Warranted behaviors

Much of the coverage of this incident at a hospital in Utah write of ‘recent changes’ in the law concerning drawing blood, but that, as far as I can tell, was a year ago. Is that a recent change? Certainly not changed by an obscure agency or executive order.

Perhaps this kind of optic will help drive home the need for a less fear based police protocols, or even explaining why the need is there in this situation. It also appears to present distinct feelings of helplessness in many of the players, and with hospital staff knowing the culture of exacting HIPA rules.  Since it is emotions that often drive concern, is this a useful optic and in what way? It certainly impacted nurses that I know.

ABA Journal June 23, 2016

States may not prosecute suspected drunken drivers for refusing warrantless blood draws when they are arrested, the U.S. Supreme Court ruled in a 7-1 opinion on Thursday that found such tests violate the Fourth Amendment.

The majority opinion (PDF) by Justice Samuel A. Alito Jr. held that states may, however, require a warrantless breath test incident to arrest because such tests are less intrusive. That portion of Alito’s opinion was joined by five other justices.
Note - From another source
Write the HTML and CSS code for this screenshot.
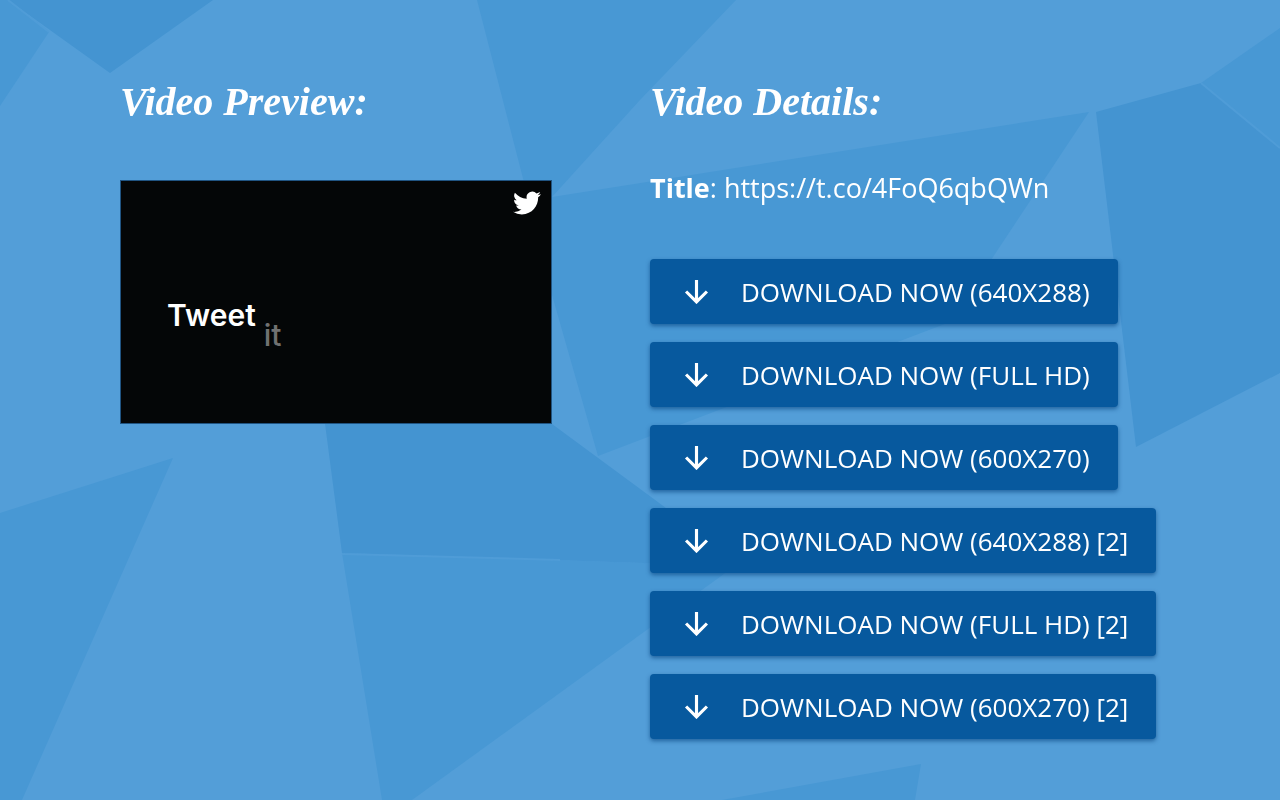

“We conclude that the Fourth Amendment permits warrantless breath tests incident to arrests for drunk driving,” Alito wrote. “The impact of breath tests on privacy is slight, and the need for [blood-alcohol concentration] testing is great. We reach a different conclusion with respect to blood tests. Blood tests are significantly more intrusive, and their reasonableness must be judged in light of the availa­bility of the less invasive alternative of a breath test.”